• **GOAL**
Return all lines below containing the word "page".

• **DATA**

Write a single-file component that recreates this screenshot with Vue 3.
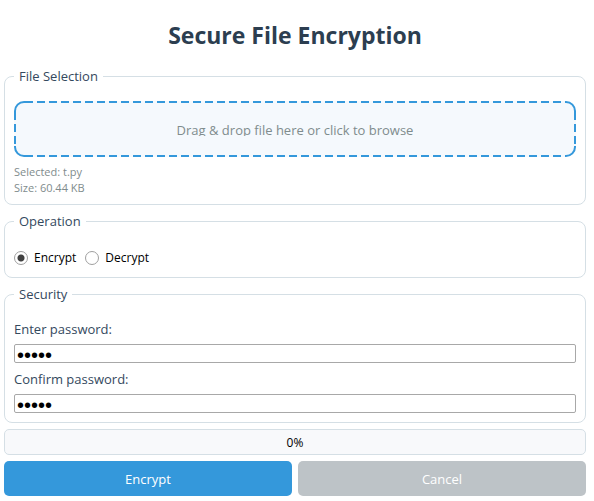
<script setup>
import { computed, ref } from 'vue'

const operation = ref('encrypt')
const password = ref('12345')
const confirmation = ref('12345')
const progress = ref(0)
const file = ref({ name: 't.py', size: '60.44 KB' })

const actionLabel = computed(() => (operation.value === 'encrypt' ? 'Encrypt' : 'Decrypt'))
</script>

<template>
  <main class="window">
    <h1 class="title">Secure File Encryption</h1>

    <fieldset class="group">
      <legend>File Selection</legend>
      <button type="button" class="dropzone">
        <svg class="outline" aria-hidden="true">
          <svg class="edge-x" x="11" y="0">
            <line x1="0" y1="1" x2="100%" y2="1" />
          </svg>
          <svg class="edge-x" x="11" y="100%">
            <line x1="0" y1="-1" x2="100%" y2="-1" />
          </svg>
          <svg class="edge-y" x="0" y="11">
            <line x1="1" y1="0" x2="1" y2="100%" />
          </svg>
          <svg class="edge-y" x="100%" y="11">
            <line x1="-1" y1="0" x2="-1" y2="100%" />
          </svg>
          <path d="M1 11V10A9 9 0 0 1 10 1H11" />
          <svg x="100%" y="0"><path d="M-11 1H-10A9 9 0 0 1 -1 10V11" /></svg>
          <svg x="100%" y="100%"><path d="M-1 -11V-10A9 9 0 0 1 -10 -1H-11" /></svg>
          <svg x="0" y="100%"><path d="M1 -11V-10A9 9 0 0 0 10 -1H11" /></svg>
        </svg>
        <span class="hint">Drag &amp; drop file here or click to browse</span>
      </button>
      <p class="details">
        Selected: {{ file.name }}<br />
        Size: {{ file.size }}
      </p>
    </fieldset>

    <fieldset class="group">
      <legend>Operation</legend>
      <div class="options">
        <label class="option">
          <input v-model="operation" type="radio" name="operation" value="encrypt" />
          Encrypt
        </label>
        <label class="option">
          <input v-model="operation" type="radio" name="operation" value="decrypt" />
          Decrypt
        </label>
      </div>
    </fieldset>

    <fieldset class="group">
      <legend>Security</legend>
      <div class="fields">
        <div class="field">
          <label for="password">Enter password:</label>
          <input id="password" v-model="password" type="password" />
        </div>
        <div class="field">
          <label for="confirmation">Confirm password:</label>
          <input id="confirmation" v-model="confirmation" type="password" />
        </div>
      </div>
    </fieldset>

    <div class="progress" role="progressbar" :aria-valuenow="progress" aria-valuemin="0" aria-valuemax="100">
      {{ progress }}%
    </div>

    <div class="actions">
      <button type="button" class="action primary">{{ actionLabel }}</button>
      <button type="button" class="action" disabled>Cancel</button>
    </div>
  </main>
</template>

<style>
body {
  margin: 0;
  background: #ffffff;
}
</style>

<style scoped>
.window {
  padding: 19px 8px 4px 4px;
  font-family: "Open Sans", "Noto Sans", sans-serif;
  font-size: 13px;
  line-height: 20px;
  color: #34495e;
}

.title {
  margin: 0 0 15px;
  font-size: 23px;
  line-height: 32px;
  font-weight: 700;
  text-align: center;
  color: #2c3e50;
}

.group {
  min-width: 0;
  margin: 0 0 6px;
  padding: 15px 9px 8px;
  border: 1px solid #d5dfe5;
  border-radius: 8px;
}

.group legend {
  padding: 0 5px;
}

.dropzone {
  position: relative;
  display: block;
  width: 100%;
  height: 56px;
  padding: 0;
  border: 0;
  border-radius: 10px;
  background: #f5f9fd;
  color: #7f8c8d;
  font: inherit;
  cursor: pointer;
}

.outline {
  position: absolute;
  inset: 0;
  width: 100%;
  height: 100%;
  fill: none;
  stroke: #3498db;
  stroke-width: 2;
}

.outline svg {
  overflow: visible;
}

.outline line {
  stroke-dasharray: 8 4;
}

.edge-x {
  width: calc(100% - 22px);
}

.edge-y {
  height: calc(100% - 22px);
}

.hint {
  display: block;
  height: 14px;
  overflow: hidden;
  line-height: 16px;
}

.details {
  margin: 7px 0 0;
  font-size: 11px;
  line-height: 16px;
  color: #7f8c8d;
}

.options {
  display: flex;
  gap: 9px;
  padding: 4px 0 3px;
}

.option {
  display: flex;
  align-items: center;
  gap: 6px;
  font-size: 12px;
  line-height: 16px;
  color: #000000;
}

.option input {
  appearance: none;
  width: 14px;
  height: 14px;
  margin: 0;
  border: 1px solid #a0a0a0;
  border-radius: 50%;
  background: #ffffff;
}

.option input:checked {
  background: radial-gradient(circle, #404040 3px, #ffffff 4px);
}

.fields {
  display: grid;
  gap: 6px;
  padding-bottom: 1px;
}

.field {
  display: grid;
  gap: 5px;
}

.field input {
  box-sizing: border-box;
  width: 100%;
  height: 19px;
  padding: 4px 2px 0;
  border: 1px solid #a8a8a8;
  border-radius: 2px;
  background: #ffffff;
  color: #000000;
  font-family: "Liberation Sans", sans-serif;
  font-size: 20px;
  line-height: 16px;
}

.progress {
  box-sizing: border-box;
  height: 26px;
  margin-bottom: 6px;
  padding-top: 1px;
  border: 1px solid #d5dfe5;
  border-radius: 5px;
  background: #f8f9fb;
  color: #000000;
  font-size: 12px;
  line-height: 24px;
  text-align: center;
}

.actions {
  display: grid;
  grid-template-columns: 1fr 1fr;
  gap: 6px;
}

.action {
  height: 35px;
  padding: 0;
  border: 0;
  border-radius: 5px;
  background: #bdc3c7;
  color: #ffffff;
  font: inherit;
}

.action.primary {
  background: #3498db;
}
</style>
...
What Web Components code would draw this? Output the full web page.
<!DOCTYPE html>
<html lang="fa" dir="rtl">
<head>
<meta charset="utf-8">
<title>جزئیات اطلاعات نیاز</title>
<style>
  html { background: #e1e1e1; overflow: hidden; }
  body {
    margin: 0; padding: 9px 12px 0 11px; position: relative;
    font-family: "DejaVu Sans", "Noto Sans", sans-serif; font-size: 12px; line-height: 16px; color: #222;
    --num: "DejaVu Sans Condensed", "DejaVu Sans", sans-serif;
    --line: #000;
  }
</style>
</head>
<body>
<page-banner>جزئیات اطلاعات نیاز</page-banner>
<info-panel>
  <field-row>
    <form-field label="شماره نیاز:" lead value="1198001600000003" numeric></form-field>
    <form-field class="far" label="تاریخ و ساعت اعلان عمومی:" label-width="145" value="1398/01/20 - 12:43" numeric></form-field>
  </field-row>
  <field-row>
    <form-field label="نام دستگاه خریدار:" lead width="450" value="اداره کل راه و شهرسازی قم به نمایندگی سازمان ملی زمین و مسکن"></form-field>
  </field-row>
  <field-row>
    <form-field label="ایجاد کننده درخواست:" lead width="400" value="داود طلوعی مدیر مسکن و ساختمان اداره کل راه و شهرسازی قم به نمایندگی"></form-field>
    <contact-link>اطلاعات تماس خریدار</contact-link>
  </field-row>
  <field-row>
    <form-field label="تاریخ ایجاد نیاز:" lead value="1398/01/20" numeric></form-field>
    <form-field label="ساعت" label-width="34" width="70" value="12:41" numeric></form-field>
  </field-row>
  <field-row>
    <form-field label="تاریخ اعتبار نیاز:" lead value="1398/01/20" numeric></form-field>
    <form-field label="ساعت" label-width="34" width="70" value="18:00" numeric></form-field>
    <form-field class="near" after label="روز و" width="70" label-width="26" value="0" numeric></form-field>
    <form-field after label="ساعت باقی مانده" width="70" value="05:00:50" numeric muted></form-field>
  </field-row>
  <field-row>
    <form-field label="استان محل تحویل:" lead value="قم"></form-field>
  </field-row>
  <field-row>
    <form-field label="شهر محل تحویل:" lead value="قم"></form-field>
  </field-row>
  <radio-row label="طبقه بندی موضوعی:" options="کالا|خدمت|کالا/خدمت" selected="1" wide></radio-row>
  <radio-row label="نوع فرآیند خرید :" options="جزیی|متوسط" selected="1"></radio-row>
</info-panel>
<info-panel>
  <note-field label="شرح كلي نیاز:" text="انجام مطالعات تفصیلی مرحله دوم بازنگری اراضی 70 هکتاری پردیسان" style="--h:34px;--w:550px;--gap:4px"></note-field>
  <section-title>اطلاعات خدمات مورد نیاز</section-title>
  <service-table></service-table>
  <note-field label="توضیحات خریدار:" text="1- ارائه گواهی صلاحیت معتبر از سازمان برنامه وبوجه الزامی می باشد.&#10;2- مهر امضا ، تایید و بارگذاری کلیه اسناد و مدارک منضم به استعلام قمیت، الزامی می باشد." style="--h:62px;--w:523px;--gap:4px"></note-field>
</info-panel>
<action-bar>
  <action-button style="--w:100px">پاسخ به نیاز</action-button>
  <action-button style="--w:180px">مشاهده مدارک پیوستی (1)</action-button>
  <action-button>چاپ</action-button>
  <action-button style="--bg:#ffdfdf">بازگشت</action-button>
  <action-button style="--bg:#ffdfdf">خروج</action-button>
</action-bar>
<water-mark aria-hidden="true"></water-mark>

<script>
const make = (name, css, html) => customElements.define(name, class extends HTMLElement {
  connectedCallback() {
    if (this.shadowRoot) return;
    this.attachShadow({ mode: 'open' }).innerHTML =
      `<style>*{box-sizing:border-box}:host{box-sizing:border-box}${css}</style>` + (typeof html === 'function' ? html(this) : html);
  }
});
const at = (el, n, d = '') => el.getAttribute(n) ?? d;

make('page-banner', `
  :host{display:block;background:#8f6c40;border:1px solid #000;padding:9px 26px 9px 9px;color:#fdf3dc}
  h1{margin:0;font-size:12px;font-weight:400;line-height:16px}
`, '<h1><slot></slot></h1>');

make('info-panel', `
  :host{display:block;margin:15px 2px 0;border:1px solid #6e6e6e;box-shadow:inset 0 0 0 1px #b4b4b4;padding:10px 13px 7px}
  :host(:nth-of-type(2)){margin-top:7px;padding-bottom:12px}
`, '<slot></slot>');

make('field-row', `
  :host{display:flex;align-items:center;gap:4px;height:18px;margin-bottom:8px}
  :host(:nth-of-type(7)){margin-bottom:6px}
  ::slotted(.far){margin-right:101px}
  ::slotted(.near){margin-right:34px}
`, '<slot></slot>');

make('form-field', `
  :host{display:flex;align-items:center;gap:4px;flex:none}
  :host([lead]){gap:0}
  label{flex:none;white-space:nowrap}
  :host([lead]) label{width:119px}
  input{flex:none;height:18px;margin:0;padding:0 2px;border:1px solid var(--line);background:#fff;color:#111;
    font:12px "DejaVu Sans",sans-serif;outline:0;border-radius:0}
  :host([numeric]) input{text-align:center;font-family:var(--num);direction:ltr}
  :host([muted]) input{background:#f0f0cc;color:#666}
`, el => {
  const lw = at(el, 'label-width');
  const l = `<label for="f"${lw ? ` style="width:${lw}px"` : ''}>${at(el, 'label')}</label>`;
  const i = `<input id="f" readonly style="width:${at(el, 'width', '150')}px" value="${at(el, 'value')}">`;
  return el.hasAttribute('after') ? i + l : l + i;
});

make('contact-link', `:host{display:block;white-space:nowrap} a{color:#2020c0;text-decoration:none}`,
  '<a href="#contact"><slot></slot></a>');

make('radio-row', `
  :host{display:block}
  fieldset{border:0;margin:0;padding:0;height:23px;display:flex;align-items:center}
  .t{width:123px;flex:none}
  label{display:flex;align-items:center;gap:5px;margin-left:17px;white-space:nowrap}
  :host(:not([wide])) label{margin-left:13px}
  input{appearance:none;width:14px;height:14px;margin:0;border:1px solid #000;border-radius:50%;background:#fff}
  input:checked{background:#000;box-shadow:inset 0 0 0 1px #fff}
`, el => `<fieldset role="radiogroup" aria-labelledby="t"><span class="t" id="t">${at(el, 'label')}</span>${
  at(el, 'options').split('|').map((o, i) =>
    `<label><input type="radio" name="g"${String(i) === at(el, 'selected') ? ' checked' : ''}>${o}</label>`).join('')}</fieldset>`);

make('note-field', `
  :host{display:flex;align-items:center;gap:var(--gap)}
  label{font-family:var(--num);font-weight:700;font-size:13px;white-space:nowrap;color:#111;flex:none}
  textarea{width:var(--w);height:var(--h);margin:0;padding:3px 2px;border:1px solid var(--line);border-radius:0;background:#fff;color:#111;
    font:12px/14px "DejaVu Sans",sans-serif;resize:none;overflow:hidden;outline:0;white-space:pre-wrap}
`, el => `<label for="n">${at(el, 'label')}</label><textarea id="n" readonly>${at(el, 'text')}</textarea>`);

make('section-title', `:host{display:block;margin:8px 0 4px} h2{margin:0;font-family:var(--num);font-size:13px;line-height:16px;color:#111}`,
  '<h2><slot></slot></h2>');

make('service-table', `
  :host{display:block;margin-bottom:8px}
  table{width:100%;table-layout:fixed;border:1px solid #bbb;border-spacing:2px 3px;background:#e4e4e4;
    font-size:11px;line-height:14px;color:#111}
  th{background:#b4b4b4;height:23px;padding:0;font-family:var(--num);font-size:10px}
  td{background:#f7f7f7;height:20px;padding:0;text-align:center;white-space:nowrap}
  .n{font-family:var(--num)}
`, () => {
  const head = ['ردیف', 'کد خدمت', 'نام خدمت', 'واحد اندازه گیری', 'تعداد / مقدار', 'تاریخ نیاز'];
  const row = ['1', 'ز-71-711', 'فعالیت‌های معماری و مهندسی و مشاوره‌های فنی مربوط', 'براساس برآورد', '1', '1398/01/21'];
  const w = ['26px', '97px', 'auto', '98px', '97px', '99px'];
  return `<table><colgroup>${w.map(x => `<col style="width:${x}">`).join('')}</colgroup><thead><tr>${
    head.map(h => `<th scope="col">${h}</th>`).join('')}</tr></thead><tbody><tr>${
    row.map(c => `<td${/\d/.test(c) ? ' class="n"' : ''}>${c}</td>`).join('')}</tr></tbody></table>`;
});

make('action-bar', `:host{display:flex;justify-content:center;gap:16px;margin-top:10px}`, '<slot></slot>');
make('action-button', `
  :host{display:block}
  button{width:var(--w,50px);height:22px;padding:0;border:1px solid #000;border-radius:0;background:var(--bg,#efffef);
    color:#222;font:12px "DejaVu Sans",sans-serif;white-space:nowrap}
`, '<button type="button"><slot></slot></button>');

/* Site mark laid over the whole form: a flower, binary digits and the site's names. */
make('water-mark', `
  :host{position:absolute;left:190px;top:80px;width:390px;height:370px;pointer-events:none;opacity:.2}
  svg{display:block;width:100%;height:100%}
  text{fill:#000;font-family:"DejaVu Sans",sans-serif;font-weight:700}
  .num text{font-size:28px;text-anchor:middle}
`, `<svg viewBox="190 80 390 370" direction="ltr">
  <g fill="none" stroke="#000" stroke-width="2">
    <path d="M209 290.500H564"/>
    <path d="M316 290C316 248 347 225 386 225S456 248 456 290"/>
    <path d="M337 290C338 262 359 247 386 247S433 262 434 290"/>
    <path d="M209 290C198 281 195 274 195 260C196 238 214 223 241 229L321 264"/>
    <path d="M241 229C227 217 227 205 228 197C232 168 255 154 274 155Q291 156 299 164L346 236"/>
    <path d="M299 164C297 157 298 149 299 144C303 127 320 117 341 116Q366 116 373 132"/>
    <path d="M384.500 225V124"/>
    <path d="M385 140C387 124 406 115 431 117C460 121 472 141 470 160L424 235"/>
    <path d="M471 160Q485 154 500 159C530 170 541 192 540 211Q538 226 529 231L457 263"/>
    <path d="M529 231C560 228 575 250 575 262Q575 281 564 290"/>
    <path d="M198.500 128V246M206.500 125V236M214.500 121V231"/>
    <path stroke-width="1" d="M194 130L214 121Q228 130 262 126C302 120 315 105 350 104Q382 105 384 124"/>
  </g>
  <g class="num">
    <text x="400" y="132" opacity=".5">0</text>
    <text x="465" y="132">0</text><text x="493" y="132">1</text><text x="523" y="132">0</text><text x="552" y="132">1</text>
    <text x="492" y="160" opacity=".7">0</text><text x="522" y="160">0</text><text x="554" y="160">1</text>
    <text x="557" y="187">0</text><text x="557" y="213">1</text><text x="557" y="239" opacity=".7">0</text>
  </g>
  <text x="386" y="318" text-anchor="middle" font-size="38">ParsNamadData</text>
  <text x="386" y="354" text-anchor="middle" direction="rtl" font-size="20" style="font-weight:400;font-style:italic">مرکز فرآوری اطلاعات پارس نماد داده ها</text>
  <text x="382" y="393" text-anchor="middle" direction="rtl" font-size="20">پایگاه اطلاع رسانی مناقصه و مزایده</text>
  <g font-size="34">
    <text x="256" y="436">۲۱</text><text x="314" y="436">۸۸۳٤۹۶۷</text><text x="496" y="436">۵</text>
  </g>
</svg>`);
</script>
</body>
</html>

• **FULL ANSWER**
What Web Components code would draw this? Output the full web page.
<page-banner>جزئیات اطلاعات نیاز</page-banner>
make('page-banner', `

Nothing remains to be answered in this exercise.